How to Rot Out a Tree Stump
Like any organic material, a dead stump from a tree or large shrub will eventually rot away when it's in constant contact with damp soil. This can take many years unless you find a way to encourage the natural process. Using a chemical stump remover is one way to do this. These compounds consist mostly of powdered potassium nitrate and similar chemicals, formulated to speed up the decomposition process by fostering growth of parasitic organisms. If you prefer a less toxic method, ordinary Epsom salt can also be used.
While this method is quite easy, it has the drawback of taking quite a bit of time. While manual removal can get rid of a stump in a long afternoon of work, this chemical removal method can take several months until the stump becomes soft enough to be broken up and removed. To be most effective, there is still some physical work with cutting tools required.
- Use a chainsaw or reciprocating saw to cut the stump as close to ground level as you can. The goal is to shrink the volume of the stump as much as possible, reducing the amount of wood that needs to be rotted away.
- Use a 1-inch spade bit to drill a series of 12-inch-deep holes about 3 to 4 inches back from the edge of the stump, spaced every 6 to 8 inches.
- Then, drill angled holes through the face of the stump coming in from the sides to intersect with the vertical holes. Make sure the side holes are angled slightly downward and that they meet the vertical holes well above the bottom of the hole. These side holes will allow air into the stump to aid decomposition.
- Pour 3 to 4 ounces of chemical stump remover or Epsom salt into each hole. Fill the holes with water to help the chemicals soak in.
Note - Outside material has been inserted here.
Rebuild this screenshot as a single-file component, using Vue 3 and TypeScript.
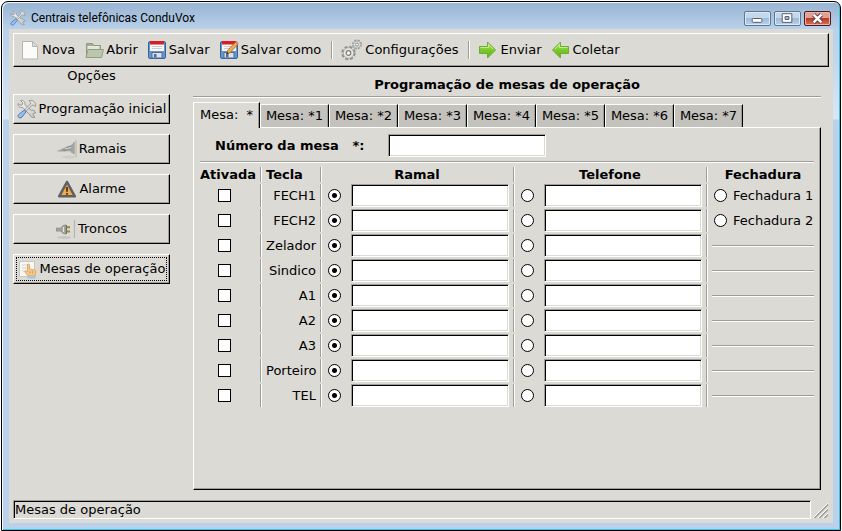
<script setup lang="ts">
import { ref, reactive } from 'vue'

interface Row {
  key: string
  active: boolean
  target: string
  extension: string
  phone: string
  lock?: string
}

const sections = [
  { icon: 'tools', label: 'Programação inicial' },
  { icon: 'jack', label: 'Ramais' },
  { icon: 'alarm', label: 'Alarme' },
  { icon: 'plug', label: 'Troncos' },
  { icon: 'desk', label: 'Mesas de operação' },
]
const section = ref('Mesas de operação')

const tabs = ['Mesa:\u00a0 *', 'Mesa: *1', 'Mesa: *2', 'Mesa: *3', 'Mesa: *4', 'Mesa: *5', 'Mesa: *6', 'Mesa: *7']
const tab = ref(0)
const deskNumber = ref('')

const keys = ['FECH1', 'FECH2', 'Zelador', 'Sindico', 'A1', 'A2', 'A3', 'Porteiro', 'TEL']
const rows = reactive<Row[]>(
  keys.map((key, i) => ({
    key,
    active: false,
    target: 'extension',
    extension: '',
    phone: '',
    lock: i < 2 ? `Fechadura ${i + 1}` : undefined,
  })),
)
</script>

<template>
  <div class="desktop">
    <svg class="defs" aria-hidden="true">
      <defs>
        <linearGradient id="green" x1="0" y1="0" x2="0" y2="1">
          <stop offset="0" stop-color="#b4e86a" />
          <stop offset=".5" stop-color="#7cc92e" />
          <stop offset="1" stop-color="#5fae1c" />
        </linearGradient>
        <linearGradient id="steel" x1="0" y1="0" x2="1" y2="1">
          <stop offset="0" stop-color="#fafafa" />
          <stop offset="1" stop-color="#c6c7c5" />
        </linearGradient>
        <symbol id="tools" viewBox="0 0 20 20">
          <path d="M3.500 1.500 6 4 5 6 3 6.200 1 4.600C.8 7.300 3 9 5.600 8.400L13 16c.8 2.200 3 3.200 5 2.200l-2-2.200.6-1.700 2-.3c-.4-2-2.200-3.200-4.300-2.700L7.800 5.500C8.300 3 6.300.8 3.500 1.500z" fill="url(#steel)" stroke="#8f918f" stroke-width=".9" />
          <path d="M12 1.800c2 .8 2 2 1.400 3.200L8 10.400l1.400 1.400L15 6.400c1.200-.4 2.500 0 3.200 1.100C19 5 18.200 3.600 16.900 2.500 15.500 1.300 13.500 1 12 1.800z" fill="url(#steel)" stroke="#8f918f" stroke-width=".9" />
          <path d="m7.200 11.200 1.800 1.700-4 5.200c-1.300 1.300-3.200.9-3.700-.1-.6-1.200 0-2.300 1.200-3.200z" fill="#9dbdea" stroke="#4c7abd" />
        </symbol>
        <symbol id="new" viewBox="0 0 20 20">
          <path d="M2.500 1.500h10l5 5v12.500h-15z" fill="#fbfbfa" stroke="#b5b5b1" />
          <path d="M12.500 1.500v5h5z" fill="#dededb" stroke="#b5b5b1" />
        </symbol>
        <symbol id="open" viewBox="0 0 20 20">
          <path d="M2.500 16.500v-13h6l1.500 2h6.500v11z" fill="#a5ae96" stroke="#8f997f" />
          <path d="M3.500 6h12v8h-12z" fill="#e4e8dc" />
          <path d="M4 9.500h15.500l-2 8H2z" fill="#bcc6ab" stroke="#939d84" />
        </symbol>
        <symbol id="save" viewBox="0 0 20 20">
          <rect x="1.500" y="1.500" width="17" height="17" rx="1.500" fill="#6595cf" stroke="#38639d" />
          <path d="M3 1h14v10H3z" fill="#f8f8f8" />
          <path d="M3 1h14v3.500H3z" fill="#d81e25" />
          <path d="M5 6.500h10M5 8.500h10" stroke="#cccdd0" />
          <path d="M5 12.500h10v5.500H5z" fill="#dde0e4" stroke="#4a6d9f" />
          <path d="M7 14h2.500v3.500H7z" fill="#4b6d9d" />
        </symbol>
        <symbol id="saveas" viewBox="0 0 20 20">
          <use href="#save" />
          <path d="m8.500 10.500 7.800-8.200 2.500 2.200-8 8.400-3.400 1.300z" fill="#efad4e" stroke="#9d672a" stroke-width=".8" />
          <path d="m16.300 2.300 1.200-1.200 2.300 2.100-1 1.300z" fill="#ee8c87" />
          <path d="m7.200 14.400 1-2.700 1.800 1.600z" fill="#403a32" />
        </symbol>
        <symbol id="gears" viewBox="0 0 22 22">
          <circle cx="16" cy="5.500" r="4.200" fill="#e6e6e3" stroke="#9a9c98" stroke-width="1.600" stroke-dasharray="2.200 1.100" />
          <circle cx="16" cy="5.500" r="3.600" fill="#dfdfdc" stroke="#a4a6a2" stroke-width=".8" />
          <circle cx="16" cy="5.500" r="1.500" fill="#f7f7f5" stroke="#8d8f8b" />
          <circle cx="7.500" cy="14" r="6.200" fill="#e6e6e3" stroke="#8d8f8b" stroke-width="2" stroke-dasharray="3.100 1.770" />
          <circle cx="7.500" cy="14" r="5.300" fill="#e6e6e3" stroke="#a0a29e" stroke-width=".9" />
          <circle cx="7.500" cy="14" r="2.300" fill="#f7f7f5" stroke="#7d7f7b" stroke-width="1.200" />
        </symbol>
        <symbol id="right" viewBox="0 0 20 20">
          <path d="M1.500 6.500h8v-4.500L17.500 10l-8 8v-4.500h-8z" fill="url(#green)" stroke="#69b02f" />
          <path d="M2.500 7.500h8v-3l4.500 4.500" fill="none" stroke="#d0f39d" stroke-opacity=".8" />
        </symbol>
        <symbol id="left" viewBox="0 0 20 20">
          <path d="M17.500 6.500h-8v-4.500L1.500 10l8 8v-4.500h8z" fill="url(#green)" stroke="#69b02f" />
          <path d="M16.500 7.500h-8v-3L4 9" fill="none" stroke="#d0f39d" stroke-opacity=".8" />
        </symbol>
        <symbol id="jack" viewBox="0 0 20 20">
          <ellipse cx="12" cy="18" rx="7" ry="1.500" fill="#cfcdc8" />
          <path d="M0 12 8 8.500l5-1.500 3.500-3v11l-4-2.500H1z" fill="#a2a4a2" />
          <path d="m8 10 6-1.500M9 12h5" stroke="#dededc" />
          <path d="m9 8.500 5-1.500M6 11h8" stroke="#777977" stroke-width=".8" />
          <path d="M19 1v17" stroke="#b1b3b1" />
          <path d="M17 3v12" stroke="#868886" />
        </symbol>
        <symbol id="alarm" viewBox="0 0 20 20">
          <path d="M10 3 17.800 17.300H2.200z" fill="#f4a94a" stroke="#5f6064" stroke-width="2.600" stroke-linejoin="round" />
          <path d="M10 8v4.800M10 14v1.700" stroke="#4b3517" stroke-width="1.800" />
        </symbol>
        <symbol id="plug" viewBox="0 0 20 20">
          <ellipse cx="8" cy="18.500" rx="7" ry="1.300" fill="#c6c4bf" />
          <path d="M0 9.200h5C6 7 7.500 6 10 6v9c-2.500 0-4-1-5-3H0z" fill="#a4a6a4" stroke="#858785" stroke-width=".8" />
          <path d="M7.500 8v5" stroke="#e5e5e3" />
          <path d="M10.500 8.200H14M10.500 12.600H14" stroke="#a08a25" stroke-width="2" />
          <path d="M10.500 6v9" stroke="#6f706e" />
          <path d="M18.500 1v18" stroke="#b4b6b4" stroke-width="1.200" />
        </symbol>
        <symbol id="desk" viewBox="0 0 20 20">
          <path d="M1.500 2.500h15v15h-15z" fill="#f7f7f3" stroke="#c8c8c2" />
          <path d="M4 6h8M4 9h5M4 12h4" stroke="#d3d3cd" />
          <path d="M9.500 5.200c1.500-.6 2 .3 2 1.300V10l5 1c1 .3 1.400 1 1.200 2l-.8 4H10l-3-4c-.3-1.300 1-1.600 2.500-.4z" fill="#f7c98b" stroke="#d89c55" stroke-width=".8" />
          <path d="M12 12v2.500M14.500 12v2.500" stroke="#d89c55" />
          <path d="M9.500 17h8v2.500h-8z" fill="#a8c4e8" />
        </symbol>
      </defs>
    </svg>

    <div class="window">
      <header class="titlebar">
        <svg class="title-icon" aria-hidden="true"><use href="#tools" /></svg>
        <span class="title">Centrais telefônicas ConduVox</span>
        <button class="caption" type="button" aria-label="Minimizar">
          <svg viewBox="0 0 26 13"><rect x="7.500" y="6.500" width="10" height="4" rx="1" fill="#fff" stroke="#53596b" /></svg>
        </button>
        <button class="caption" type="button" aria-label="Maximizar">
          <svg viewBox="0 0 26 13">
            <path d="M7.500 1.500h10v9h-10z" fill="#fff" stroke="#53596b" />
            <path d="M10.500 4.500h4v3h-4z" fill="#9dbbd9" stroke="#53596b" />
          </svg>
        </button>
        <button class="caption close" type="button" aria-label="Fechar">
          <svg viewBox="0 0 26 13">
            <path d="m9 2.500 8 8m0-8-8 8" stroke="#5a4050" stroke-width="4.500" />
            <path d="m9 2.500 8 8m0-8-8 8" stroke="#fff" stroke-width="2.500" />
          </svg>
        </button>
      </header>

      <div class="client">
        <nav class="toolbar" aria-label="Ferramentas">
          <button type="button"><svg><use href="#new" /></svg>Nova</button>
          <button type="button"><svg><use href="#open" /></svg>Abrir</button>
          <button type="button"><svg><use href="#save" /></svg>Salvar</button>
          <button type="button"><svg><use href="#saveas" /></svg>Salvar como</button>
          <span class="divider"></span>
          <button type="button"><svg class="wide"><use href="#gears" /></svg>Configurações</button>
          <span class="divider"></span>
          <button type="button"><svg><use href="#right" /></svg>Enviar</button>
          <button type="button"><svg><use href="#left" /></svg>Coletar</button>
        </nav>

        <div class="body">
          <aside class="sidebar">
            <div class="sidebar-title">Opções</div>
            <button
              v-for="s in sections"
              :key="s.label"
              type="button"
              :class="{ current: s.label === section }"
              @click="section = s.label"
            >
              <svg aria-hidden="true"><use :href="'#' + s.icon" /></svg>{{ s.label }}
            </button>
          </aside>

          <main class="main">
            <h1>Programação de mesas de operação</h1>
            <hr />
            <div class="tabs" role="tablist">
              <button
                v-for="(t, i) in tabs"
                :key="t"
                type="button"
                role="tab"
                :aria-selected="i === tab"
                :class="{ selected: i === tab }"
                @click="tab = i"
              >{{ t }}</button>
            </div>
            <section class="panel" role="tabpanel">
              <div class="number">
                <label for="desk-number">Número da mesa&nbsp;&nbsp; *:</label>
                <input id="desk-number" v-model="deskNumber" class="field" type="text" />
              </div>
              <hr />
              <table>
                <colgroup>
                  <col class="c-active" />
                  <col class="c-key" />
                  <col />
                  <col />
                  <col class="c-lock" />
                </colgroup>
                <thead>
                  <tr>
                    <th class="active">Ativada</th>
                    <th class="key">Tecla</th>
                    <th>Ramal</th>
                    <th>Telefone</th>
                    <th class="lock">Fechadura</th>
                  </tr>
                </thead>
                <tbody>
                  <tr v-for="(r, i) in rows" :key="r.key">
                    <td class="active">
                      <input :id="'active-' + i" v-model="r.active" type="checkbox" :aria-label="'Ativada ' + r.key" />
                    </td>
                    <td class="key"><label :for="'active-' + i">{{ r.key }}</label></td>
                    <td>
                      <div class="choice">
                        <input v-model="r.target" type="radio" :name="'target-' + i" value="extension" :aria-label="'Ramal ' + r.key" />
                        <input v-model="r.extension" class="field" type="text" :aria-label="'Número do ramal ' + r.key" />
                      </div>
                    </td>
                    <td>
                      <div class="choice">
                        <input v-model="r.target" type="radio" :name="'target-' + i" value="phone" :aria-label="'Telefone ' + r.key" />
                        <input v-model="r.phone" class="field" type="text" :aria-label="'Número de telefone ' + r.key" />
                      </div>
                    </td>
                    <td class="lock">
                      <label v-if="r.lock" class="lock-label">
                        <input v-model="r.target" type="radio" :name="'target-' + i" value="lock" />{{ r.lock }}
                      </label>
                      <hr v-else />
                    </td>
                  </tr>
                </tbody>
              </table>
            </section>
          </main>
        </div>

        <footer class="status">
          <div class="status-text">Mesas de operação</div>
          <svg class="grip" viewBox="0 0 18 18" aria-hidden="true">
            <path d="M2 17 17 2M7 17 17 7M12 17l5-5" stroke="#fff" />
            <path d="M3 17 17 3M4 17 17 4M8 17l9-9M9 17l8-8M13 17l4-4M14 17l3-3" stroke="#a19f99" />
          </svg>
        </footer>
      </div>
    </div>
  </div>
</template>

<style>
body {
  margin: 0;
  background: #fff;
}
</style>

<style scoped>
* {
  box-sizing: border-box;
}
.desktop {
  min-height: 100vh;
  padding: 1px 1px 0;
  display: flex;
  font: 13px/16px "DejaVu Sans", sans-serif;
  color: #000;
}
.defs {
  position: absolute;
  width: 0;
  height: 0;
}
.window {
  flex: 1;
  display: flex;
  flex-direction: column;
  border: 1px solid #000;
  border-radius: 7px 7px 0 0;
  box-shadow: inset 1px 1px #f4f9fd, inset -1px -1px #37c4e4;
  padding: 1px 7px 7px;
  background: linear-gradient(#98b4d2 0, #b9d1ea 27px, #b9d1ea 36px, #dae7f5 117px, #b9d1ea 118px);
}
.titlebar {
  height: 26px;
  display: flex;
  align-items: center;
  gap: 3px;
  padding: 4px 2px 0 1px;
}
.title-icon {
  width: 16px;
  height: 16px;
}
.title {
  flex: 1;
  margin-left: 2px;
  font: 12px/16px Roboto, sans-serif;
}
.caption {
  width: 27px;
  height: 15px;
  padding: 0;
  border: 1px solid #5e7591;
  border-radius: 2px;
  background: linear-gradient(#c5d8eb 50%, #9dbad8 50%, #b9d3ec);
  box-shadow: inset 0 0 0 1px #dce9f5;
}
.caption svg {
  display: block;
  width: 100%;
  height: 100%;
}
.close {
  border-color: #4d1820;
  background: linear-gradient(#e1a092 45%, #b83a22 50%, #d4765a);
  box-shadow: inset 0 0 0 1px #e9b3a6;
}
.client {
  flex: 1;
  display: flex;
  flex-direction: column;
  padding: 4px;
  background: #dcdad5;
}
button {
  font: inherit;
  color: inherit;
}
.toolbar {
  height: 34px;
  display: flex;
  align-items: center;
  gap: 9px;
  padding: 0 6px;
  border: 1px solid;
  border-color: #fff #000 #000 #fff;
  box-shadow: inset -1px -1px #9f9d97;
}
.toolbar button {
  display: flex;
  align-items: center;
  gap: 2px;
  padding: 0;
  border: 0;
  background: none;
  white-space: nowrap;
}
.toolbar svg,
.sidebar svg {
  width: 20px;
  height: 20px;
  flex: none;
}
.toolbar svg.wide {
  width: 22px;
  height: 22px;
}
.divider {
  width: 2px;
  height: 18px;
  margin: 0 -1px 0 1px;
  border-left: 1px solid #9f9d97;
  background: #fff;
}
.body {
  flex: 1;
  display: flex;
  gap: 23px;
}
.sidebar {
  width: 157px;
  display: flex;
  flex-direction: column;
  gap: 10px;
}
.sidebar-title {
  line-height: 17px;
  text-align: center;
}
.sidebar button {
  height: 30px;
  display: flex;
  align-items: center;
  justify-content: center;
  gap: 2px;
  padding: 0;
  border: 1px solid;
  border-color: #fff #000 #000 #fff;
  box-shadow: inset -1px -1px #9f9d97;
  background: none;
  white-space: nowrap;
}
.sidebar .current {
  outline: 1px dotted #000;
  outline-offset: -4px;
}
.main {
  flex: 1;
  display: flex;
  flex-direction: column;
  margin-right: 8px;
}
h1 {
  margin: 0;
  padding: 10px 0 3px;
  font-size: 13px;
  line-height: 16px;
  text-align: center;
}
hr {
  width: 100%;
  height: 2px;
  margin: 0;
  border: 0;
  border-top: 1px solid #9f9d97;
  background: #fff;
}
.tabs {
  display: flex;
  align-items: flex-end;
  padding-top: 4px;
}
.tabs button {
  height: 23px;
  width: 69px;
  padding: 0;
  border: 1px solid;
  border-color: #fff #000 transparent #fff;
  border-bottom: 0;
  box-shadow: inset -1px 0 #9f9d97;
  background: #c4c2bd;
  white-space: nowrap;
}
.tabs .selected {
  position: relative;
  width: 67px;
  height: 26px;
  margin-bottom: -1px;
  padding-bottom: 2px;
  background: #dcdad5;
}
.panel {
  flex: 1;
  padding: 6px;
  border: 1px solid;
  border-color: #fff #000 #000 #fff;
  box-shadow: inset -1px -1px #9f9d97;
}
.number {
  display: flex;
  align-items: center;
  gap: 24px;
  margin-bottom: 4px;
  padding-left: 15px;
  font-weight: bold;
}
.number .field {
  width: 158px;
}
.field {
  height: 23px;
  min-width: 0;
  padding: 0 4px;
  border: 1px solid;
  border-color: #9f9d97 #fff #fff #9f9d97;
  box-shadow: inset 1px 1px #000, inset -1px -1px #dcdad5;
  background: #fff;
  font: inherit;
  font-weight: normal;
  outline: 0;
}
table {
  width: 100%;
  margin-top: 2px;
  table-layout: fixed;
  border-collapse: separate;
  border-spacing: 0 2px;
}
.c-active,
.c-key {
  width: 60px;
}
.c-lock {
  width: 108px;
}
th,
td {
  height: 23px;
  padding: 0;
  border-left: 1px solid #9f9d97;
  box-shadow: inset 1px 0 #fff;
  white-space: nowrap;
}
th {
  height: 15px;
  line-height: 15px;
}
.active {
  border-left: 0;
  box-shadow: none;
  padding-right: 11px;
  text-align: center;
}
th.active,
th.key {
  padding-right: 0;
  text-align: left;
}
.key {
  padding: 0 4px 0 5px;
  text-align: right;
}
.lock {
  padding-left: 5px;
}
.choice {
  display: flex;
  align-items: center;
  gap: 10px;
  padding: 0 4px 0 7px;
}
.choice .field {
  flex: 1;
}
.lock-label {
  display: flex;
  align-items: center;
  gap: 6px;
  padding-left: 2px;
}
input[type="checkbox"],
input[type="radio"] {
  appearance: none;
  width: 13px;
  height: 13px;
  flex: none;
  margin: 0;
  border: 1px solid #000;
  background: #fff;
}
input[type="checkbox"] {
  display: block;
  margin: 0 auto;
}
input[type="checkbox"]:checked {
  background: linear-gradient(#000, #000) center / 7px 7px no-repeat #fff;
}
input[type="radio"] {
  border-radius: 50%;
}
input[type="radio"]:checked {
  background: radial-gradient(circle, #000 2px, #fff 3px);
}
.status {
  display: flex;
  align-items: flex-end;
  margin-top: 10px;
}
.status-text {
  flex: 1;
  height: 19px;
  padding-left: 1px;
  line-height: 18px;
  border: 1px solid;
  border-color: #9f9d97 #fff #fff #9f9d97;
  box-shadow: inset 1px 1px #000;
}
.grip {
  width: 18px;
  height: 18px;
}
</style>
- Leave the stump alone for four to six weeks as the chemicals do their work. It's best to cover the stump with a tarp or piece of scrap plywood so animals and children cannot come into contact with the chemicals. The stump will gradually begin to soften and decay.
- When the stump has visibly softened, use a sharp axe to break it apart into pieces that can be removed. If necessary, you can repeat the drilling and application of chemicals as harder wood is exposed when the upper portions are broken away.
- Where allowed by local ordinances and where it can be done safely, you can soak the remaining portion of the stump in kerosene. Let the flammable liquid soak in for several weeks, applying more as it soaks in. When saturated, light the kerosene and allow it to burn while carefully supervised until the stump has been reduced to a hole in the ground.
- Once you have removed the stump to well below ground level, you can backfill the area with soil and replant with sod, grass seed or landscape plants.
How to Remove a Tree Stump With a Garden
If you are very patient and enjoy gardening anyway, you can build a raised gardening bed with timbers or retaining wall blocks up around the stump, fill it with soil, plant your favorite specimens in the raised bed and enjoy your garden for several years. Over time, the buried stump will gradually decay and dissolve away. Should you then want to return the space to lawn, you can remove the walls and soil and then add grass seed or sod to blend in the area where the stump was located.
This method is most successful if you first cut off the stump as close to ground level as possible using a chainsaw or reciprocating saw. Drilling deep holes down into the stump will encourage dirt and moisture to enter the wood when you bury the stump, fostering the microorganisms that will cause the desired decay.
In a variation of this method, a raised berm can be created by heaping soil over the stump area. The berm can then be planted to serve as an ornamental shrub island. The decaying stump will even help nourish the new plants.